Established in 1996, this prestigious award honors researchers whose publications have made seminal contributions to the advancement of physics. The award recognizes outstanding papers published in one of JPS’s three English-language journals: Journal of the Physical Society of Japan, Progress of Theoretical and Experimental Physics, and JPS Conference Proceedings. Now in its 29th year, the award highlights works of enduring impact, such as Inoue’s 2017 paper, whose findings continue to influence the study of chiral magnetism.

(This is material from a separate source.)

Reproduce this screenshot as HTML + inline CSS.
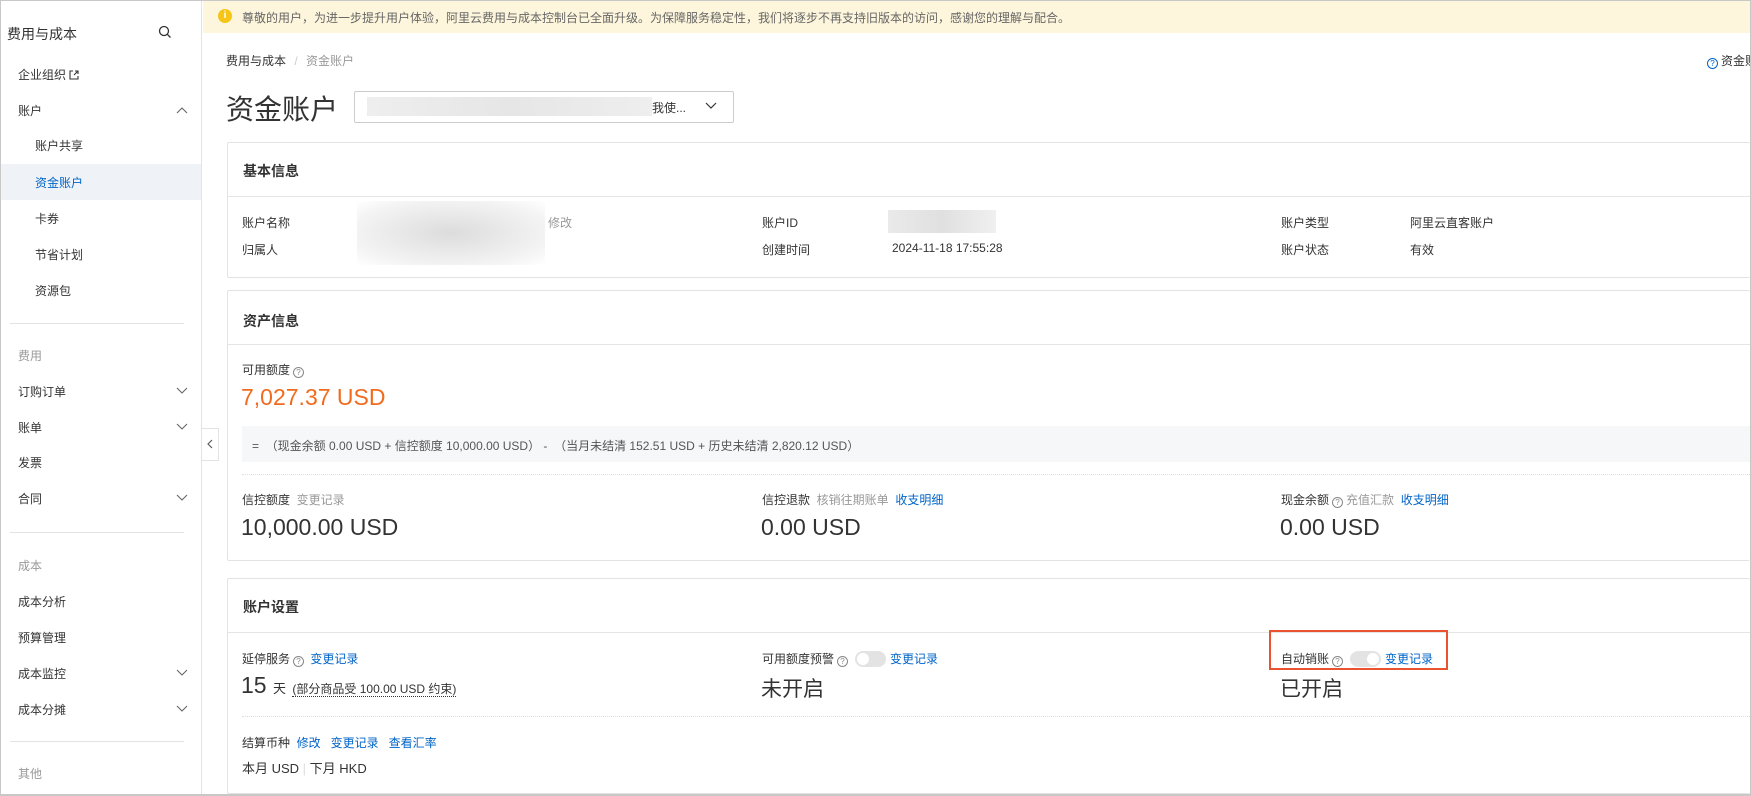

“[Despite] established methodologies, designing inorganic chiral magnets remains challenging. We have succeeded for the first time in synthesizing a chiral magnet containing lanthanide ions and have clarified its chiral magnetic structure,” says Inoue.
The award-winning paper was co-authored by researchers from across Hiroshima University, and included collaborators from Saitama University, the National Institutes for Quantum and Radiological Science and Technology in Hyogo, and the Nagoya Institute of Technology.

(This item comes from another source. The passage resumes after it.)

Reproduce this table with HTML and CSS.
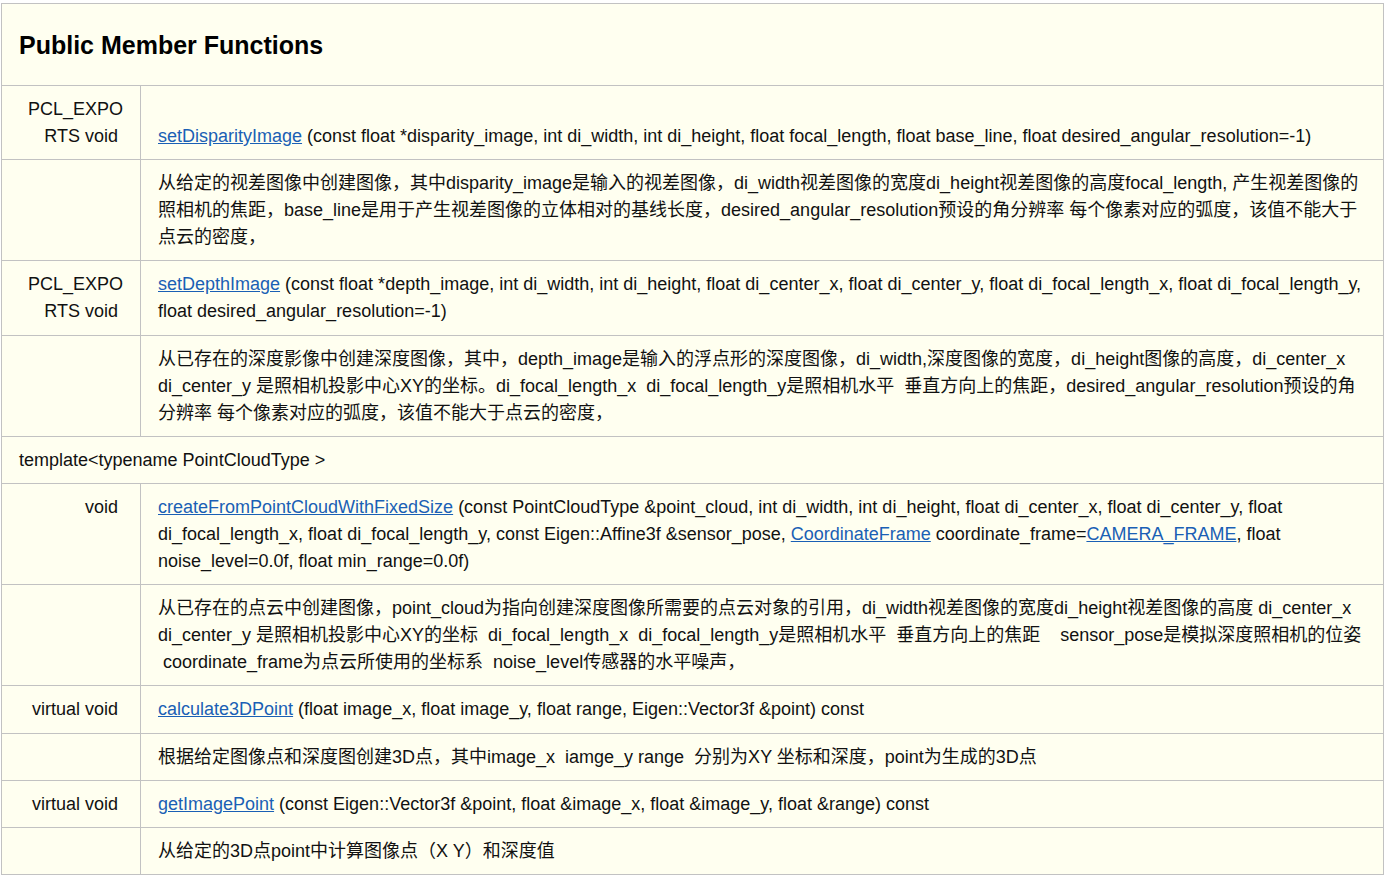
FILE: index.html
```html
<!DOCTYPE html>
<html lang="zh-CN">
<head>
<meta charset="utf-8">
<title>Public Member Functions</title>
<link rel="stylesheet" href="styles.css">
</head>
<body>
<div class="page">
<table class="members">
  <colgroup><col class="col-left"><col class="col-right"></colgroup>
  <tr class="heading">
    <td colspan="2"><h2>Public Member Functions</h2></td>
  </tr>
  <tr>
    <td class="left">PCL_EXPORTS void&nbsp;</td>
    <td class="right bottom"><a href="#">setDisparityImage</a> (const float *disparity_image, int di_width, int di_height, float focal_length, float base_line, float desired_angular_resolution=-1)</td>
  </tr>
  <tr>
    <td class="left"></td>
    <td class="right">从给定的视差图像中创建图像，其中disparity_image是输入的视差图像，di_width视差图像的宽度di_height视差图像的高度focal_length, 产生视差图像的照相机的焦距，base_line是用于产生视差图像的立体相对的基线长度，desired_angular_resolution预设的角分辨率 每个像素对应的弧度，该值不能大于点云的密度，</td>
  </tr>
  <tr>
    <td class="left">PCL_EXPORTS void&nbsp;</td>
    <td class="right"><a href="#">setDepthImage</a> (const float *depth_image, int di_width, int di_height, float di_center_x, float di_center_y, float di_focal_length_x, float di_focal_length_y, float desired_angular_resolution=-1)</td>
  </tr>
  <tr>
    <td class="left"></td>
    <td class="right">从已存在的深度影像中创建深度图像，其中，depth_image是输入的浮点形的深度图像，di_width,深度图像的宽度，di_height图像的高度，di_center_x di_center_y 是照相机投影中心XY的坐标。di_focal_length_x&nbsp; di_focal_length_y是照相机水平&nbsp; 垂直方向上的焦距，desired_angular_resolution预设的角分辨率 每个像素对应的弧度，该值不能大于点云的密度，</td>
  </tr>
  <tr class="template">
    <td colspan="2">template&lt;typename PointCloudType &gt;</td>
  </tr>
  <tr>
    <td class="left">void&nbsp;</td>
    <td class="right"><a href="#">createFromPointCloudWithFixedSize</a> (const PointCloudType &amp;point_cloud, int di_width, int di_height, float di_center_x, float di_center_y, float di_focal_length_x, float di_focal_length_y, const Eigen::Affine3f &amp;sensor_pose, <a href="#">CoordinateFrame</a> coordinate_frame=<a href="#">CAMERA_FRAME</a>, float noise_level=0.0f, float min_range=0.0f)</td>
  </tr>
  <tr>
    <td class="left"></td>
    <td class="right">从已存在的点云中创建图像，point_cloud为指向创建深度图像所需要的点云对象的引用，di_width视差图像的宽度di_height视差图像的高度 di_center_x di_center_y 是照相机投影中心XY的坐标&nbsp; di_focal_length_x&nbsp; di_focal_length_y是照相机水平&nbsp; 垂直方向上的焦距&nbsp;&nbsp;&nbsp; sensor_pose是模拟深度照相机的位姿 &nbsp;coordinate_frame为点云所使用的坐标系&nbsp; noise_level传感器的水平噪声，</td>
  </tr>
  <tr>
    <td class="left">virtual void&nbsp;</td>
    <td class="right"><a href="#">calculate3DPoint</a> (float image_x, float image_y, float range, Eigen::Vector3f &amp;point) const</td>
  </tr>
  <tr>
    <td class="left"></td>
    <td class="right">根据给定图像点和深度图创建3D点，其中image_x&nbsp; iamge_y range&nbsp; 分别为XY 坐标和深度，point为生成的3D点</td>
  </tr>
  <tr>
    <td class="left">virtual void&nbsp;</td>
    <td class="right"><a href="#">getImagePoint</a> (const Eigen::Vector3f &amp;point, float &amp;image_x, float &amp;image_y, float &amp;range) const</td>
  </tr>
  <tr>
    <td class="left"></td>
    <td class="right">从给定的3D点point中计算图像点（X Y）和深度值</td>
  </tr>
</table>
</div>
</body>
</html>
```

FILE: styles.css
```css
html, body {
  margin: 0;
  padding: 0;
  background: #ffffff;
}

.page {
  padding: 3px 0 0 1px;
}

.members {
  width: 1383px;
  border-collapse: collapse;
  table-layout: fixed;
  background: #fffff0;
  font-family: "Liberation Sans", "Noto Sans CJK SC", sans-serif;
  font-size: 18px;
  line-height: 27px;
  color: #111111;
}

.col-left {
  width: 139px;
}

.members td {
  border: 1px solid #c2c2c2;
  padding: 10px 17px 9.2px 17px;
  vertical-align: top;
}

.heading td {
  padding: 23px 17px 21px 17px;
}

.heading h2 {
  margin: 0;
  font-size: 25px;
  line-height: 37px;
  font-weight: bold;
  color: #000000;
}

.left {
  text-align: right;
  word-break: break-all;
}

.right {
  text-align: left;
}

.bottom {
  vertical-align: bottom !important;
}

.members a {
  color: #1a60b5;
  text-decoration: underline;
}
```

About the Awarded Research
The chiral soliton lattice, CSL, is a spiral arrangement of atomic spins inside a crystal, which can be pictured as countless tiny magnetic compasses rotating along a single axis forming a helical pattern. This non-trivial magnetic order arises from the Dzyaloshinskii–Moriya interaction, a magnetic effect that dictates the relationship between neighboring spins.
The phenomenon of CSL was first predicted in high-energy particle physics, but has exciting implications for condensed matter physics, as it can be tuned to offer new material functionalities with potential applications in spintronics.
The first evidence of the CSL was discovered in the monoaxial chiral helimagnet CrNb₃S₆, a transition metal compound. Thus, the awarded paper sought to explore whether similar structures could exist in a fundamentally different material. They focused on heavy-fermion materials, which are of interest for displaying exotic quantum phenomena such as unconventional superconductivity, non-Fermi liquid behavior and quantum criticality.
“When incorporating elements from heavy-fermion systems, like lanthanide ions, it is theoretically conceivable that they may exhibit chiral magnetic structures distinct from those of chiral magnets containing conventional transition metal ions; however, no successful examples were known,” explains Inoue.
The team synthesized a heavy-fermion (f-electron) material, Yb(Ni₁₋ₓCuₓ)₃Al₉, a new monoaxial chiral helical magnet and rare-earth compound.
Using resonant X-ray scattering, the team observed the CSL in the material, revealing that: the direction of rotation of the helical spin structure is altered by the left- or right-handedness of the crystal; higher harmonic components of the propagation vectors increase with applied magnetic field; and some properties of the f-electron system differ from those of d-electron systems.
The chiral soliton lattice is a prime example of the cross-disciplinary, emergent knotted and chiral phenomena that WPI-SKCM² researchers seek to understand and harness in creating metamatter for a sustainable future.
About the Physical Society of Japan
JPS is the nation’s leading organization for physicists, covering all fields of physics and fostering scientific progress in Japan and internationally. With over 15,000 members, JPS serves as a scholarly hub comparable to and in reciprocal partnership with major international societies such as the American Physical Society, the Korean Physical Society, and the German Physical Society.